Returns a quaternion with applied rotation around the x-axis.

Quaternion yrotation(real alpha);

Returns a quaternion with applied rotation around the y-axis.

Quaternion zrotation(real alpha);

Returns a quaternion with applied rotation around the z-axis.

Quaternion axis_rotation(real alpha, Vector!(qt, 3) axis);

Returns a quaternion with applied rotation around an axis.

Quaternion euler_rotation(real heading, real attitude, real bank);

Creates a quaternion from an euler rotation.

Quaternion rotatex(real alpha);

Rotates the current quaternion around the x-axis and returns this.

Quaternion rotatey(real alpha);

Rotates the current quaternion around the y-axis and returns this.

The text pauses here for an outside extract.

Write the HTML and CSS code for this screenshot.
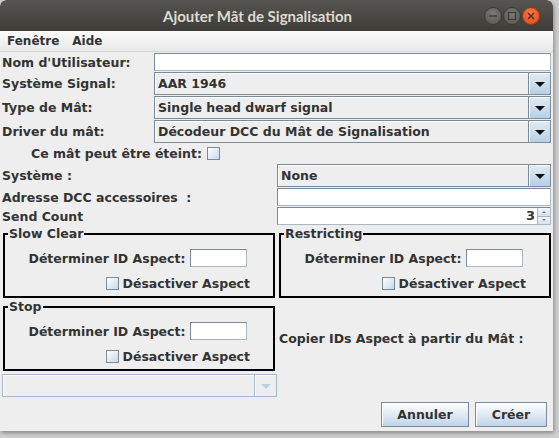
FILE: index.html
```html
<!DOCTYPE html>
<html lang="fr">
<head>
<meta charset="utf-8">
<title>Ajouter Mât de Signalisation</title>
<link rel="stylesheet" href="styles.css">
</head>
<body>
<div class="window">
  <div class="titlebar">
    <span class="title">Ajouter Mât de Signalisation</span>
    <div class="wbtns">
      <span class="wbtn"><svg width="10" height="10" viewBox="0 0 10 10"><line x1="1" y1="5" x2="9" y2="5" stroke="#3b3a36" stroke-width="1.4"/></svg></span>
      <span class="wbtn"><svg width="10" height="10" viewBox="0 0 10 10"><rect x="1.5" y="1.5" width="7" height="7" fill="none" stroke="#3b3a36" stroke-width="1.2"/></svg></span>
      <span class="wbtn close"><svg width="10" height="10" viewBox="0 0 10 10"><path d="M2 2L8 8M8 2L2 8" stroke="#5a2a14" stroke-width="1.5"/></svg></span>
    </div>
  </div>
  <div class="menubar"><span class="menu">Fenêtre</span><span class="menu">Aide</span></div>
  <div class="content">
    <div class="form-top">
      <label class="lbl">Nom d'Utilisateur:</label>
      <div class="tfield"></div>
      <label class="lbl">Système Signal:</label>
      <div class="combo"><span class="cval">AAR 1946</span><span class="carrow"><i class="tri"></i></span></div>
      <label class="lbl">Type de Mât:</label>
      <div class="combo"><span class="cval">Single head dwarf signal</span><span class="carrow"><i class="tri"></i></span></div>
      <label class="lbl">Driver du mât:</label>
      <div class="combo"><span class="cval">Décodeur DCC du Mât de Signalisation</span><span class="carrow"><i class="tri"></i></span></div>
    </div>
    <div class="check-row"><span class="lbl">Ce mât peut être éteint:</span><span class="cbox"></span></div>
    <div class="form-half">
      <label class="lbl">Système :</label>
      <div class="combo"><span class="cval">None</span><span class="carrow"><i class="tri"></i></span></div>
      <label class="lbl">Adresse DCC accessoires  :</label>
      <div class="tfield"></div>
      <label class="lbl">Send Count</label>
      <div class="spinner"><span class="sval">3</span><span class="sbtns"><span class="sbtn"><i class="up"></i></span><span class="sbtn"><i class="down"></i></span></span></div>
    </div>
    <div class="groups">
      <fieldset class="group">
        <legend>Slow Clear</legend>
        <div class="grow1"><span class="lbl">Déterminer ID Aspect:</span><span class="tfield small"></span></div>
        <div class="grow2"><span class="cbox"></span><span class="lbl">Désactiver Aspect</span></div>
      </fieldset>
      <fieldset class="group">
        <legend>Restricting</legend>
        <div class="grow1"><span class="lbl">Déterminer ID Aspect:</span><span class="tfield small"></span></div>
        <div class="grow2"><span class="cbox"></span><span class="lbl">Désactiver Aspect</span></div>
      </fieldset>
      <fieldset class="group">
        <legend>Stop</legend>
        <div class="grow1"><span class="lbl">Déterminer ID Aspect:</span><span class="tfield small"></span></div>
        <div class="grow2"><span class="cbox"></span><span class="lbl">Désactiver Aspect</span></div>
      </fieldset>
      <div class="copy-label"><span class="lbl">Copier IDs Aspect à partir du Mât :</span></div>
    </div>
    <div class="dis-row">
      <div class="combo disabled"><span class="cval"></span><span class="carrow"><i class="tri"></i></span></div>
    </div>
    <div class="buttons">
      <button class="btn annuler">Annuler</button>
      <button class="btn creer">Créer</button>
    </div>
  </div>
</div>
</body>
</html>
```

FILE: styles.css
```css
* { box-sizing: border-box; }
html, body { margin: 0; padding: 0; }
body {
  width: 559px;
  height: 438px;
  background: #cfcfcf;
  overflow: hidden;
  font-family: "DejaVu Sans", sans-serif;
  font-weight: bold;
  font-size: 12px;
  color: #333333;
}
.window {
  width: 553px;
  height: 431px;
  background: #eeeeee;
  border-radius: 6px 6px 0 0;
  box-shadow: 1px 2px 4px rgba(0,0,0,0.35);
  display: flex;
  flex-direction: column;
  overflow: hidden;
}
.titlebar {
  height: 31px;
  flex: none;
  background: linear-gradient(#57554f, #3d3c38);
  display: flex;
  align-items: center;
  padding: 0 8px 0 163px;
  border-radius: 6px 6px 0 0;
}
.title {
  font-family: "Lato", "DejaVu Sans", sans-serif;
  font-weight: bold;
  font-size: 15px;
  color: #dfdbd2;
  flex: 1;
  padding-top: 1px;
}
.wbtns { display: flex; gap: 1px; margin-right: 5px; }
.wbtn {
  width: 18px; height: 18px;
  border-radius: 50%;
  background: radial-gradient(circle at 50% 35%, #7a7973, #55544f);
  border: 1px solid #3a3935;
  display: flex; align-items: center; justify-content: center;
}
.wbtn.close {
  background: radial-gradient(circle at 50% 35%, #f57a4a, #e0481a);
  border-color: #9c3a14;
}
.menubar {
  height: 21px;
  flex: none;
  background: linear-gradient(#fbfbfb, #e9e9e9);
  border-bottom: 1px solid #d6d6d6;
  display: flex;
  align-items: center;
  padding-left: 7px;
  gap: 13px;
}
.content {
  flex: 1;
  display: flex;
  flex-direction: column;
  padding: 1px 2px 0 2px;
  font-size: 12.5px;
}
.lbl { white-space: pre; }
.form-top {
  display: grid;
  grid-template-columns: 152px 1fr;
  grid-template-rows: 18px 23px 23px 23px;
  row-gap: 1px;
  align-items: center;
}
.tfield {
  height: 18px;
  background: #ffffff;
  border: 1px solid #7a8a99;
  border-right-color: #aab7c3;
  border-bottom-color: #aab7c3;
}
.combo {
  height: 23px;
  border: 1px solid #7a8a99;
  background: #eeeeee;
  display: flex;
  box-shadow: inset 1px 1px 0 #ffffff;
}
.cval {
  flex: 1;
  padding-left: 3px;
  line-height: 21px;
  border-right: 1px solid #7a8a99;
}
.carrow {
  width: 21px;
  background: linear-gradient(#e2ebf4, #b9cfe4);
  display: flex;
  align-items: center;
  justify-content: center;
  box-shadow: inset 1px 1px 0 #ffffff;
}
.tri {
  width: 0; height: 0;
  border-left: 5px solid transparent;
  border-right: 5px solid transparent;
  border-top: 5px solid #111111;
  margin-top: 1px;
}
.combo.disabled { border-color: #a3b8cc; }
.combo.disabled .cval { border-right-color: #a3b8cc; }
.combo.disabled .carrow { background: #eeeeee; }
.combo.disabled .tri { border-top-color: #b8cfe5; }
.check-row {
  height: 21px;
  display: flex;
  align-items: center;
  padding-left: 29px;
  gap: 5px;
}
.cbox {
  width: 13px; height: 13px;
  border: 1px solid #7a8a99;
  background: linear-gradient(135deg, #ffffff, #c7d8ea);
  flex: none;
}
.form-half {
  display: grid;
  grid-template-columns: 275px 1fr;
  grid-template-rows: 23px 18px 18px;
  row-gap: 1px;
  align-items: center;
}
.spinner {
  height: 18px;
  background: #ffffff;
  border: 1px solid #7a8a99;
  border-right-color: #aab7c3;
  border-bottom-color: #aab7c3;
  display: flex;
}
.sval { flex: 1; text-align: right; line-height: 16px; padding-right: 2px; font-size: 13px; }
.sbtns { width: 13px; display: flex; flex-direction: column; border-left: 1px solid #aab7c3; }
.sbtn {
  flex: 1;
  background: linear-gradient(#f4f7fa, #d4e1ee);
  display: flex; align-items: center; justify-content: center;
}
.sbtn + .sbtn { border-top: 1px solid #aab7c3; }
.up, .down { width: 0; height: 0; border-left: 2px solid transparent; border-right: 2px solid transparent; }
.up { border-bottom: 2px solid #777; }
.down { border-top: 2px solid #777; }
.groups {
  display: grid;
  grid-template-columns: 272px 1fr;
  column-gap: 4px;
  row-gap: 2px;
  margin-top: 2px;
  padding-left: 1px;
}
.group {
  margin: 0;
  border: 2px solid #000000;
  padding: 8px 0 0 0;
  height: 71px;
  display: flex;
  flex-direction: column;
  min-width: 0;
}
.group legend {
  padding: 0 1px;
  margin-left: 3px;
  line-height: 14px;
}
.grow1 {
  display: flex;
  justify-content: center;
  align-items: center;
  gap: 5px;
  height: 18px;
  padding-right: 2px;
}
.tfield.small { width: 57px; display: block; }
.grow2 {
  display: flex;
  justify-content: flex-end;
  align-items: center;
  gap: 4px;
  padding-right: 23px;
  margin-top: 9px;
}
.copy-label {
  display: flex;
  align-items: center;
  padding-top: 6px;
}
.dis-row { margin-top: 3px; width: 275px; }
.buttons {
  display: flex;
  justify-content: flex-end;
  gap: 6px;
  padding-right: 4px;
  margin-top: 5px;
}
.btn {
  height: 25px;
  font-family: "DejaVu Sans", sans-serif;
  font-weight: bold;
  font-size: 12.5px;
  color: #333333;
  border: 1px solid #7a8a99;
  background: linear-gradient(#ffffff, #dde8f3 55%, #bfd3e7);
  box-shadow: inset 1px 1px 0 #ffffff;
  padding: 0;
}
.annuler { width: 88px; }
.creer { width: 72px; }
```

Quaternion rotatez(real alpha);

Rotates the current quaternion around the z-axis and returns this.

Quaternion rotate_axis(real alpha, Vector!(qt, 3) axis);

Rotates the current quaternion around an axis and returns this.

Quaternion rotate_euler(real heading, real attitude, real bank);

Applies an euler rotation to the current quaternion and returns this.

alias quat = Quaternion!(float).Quaternion;

Pre-defined quaternion of type float.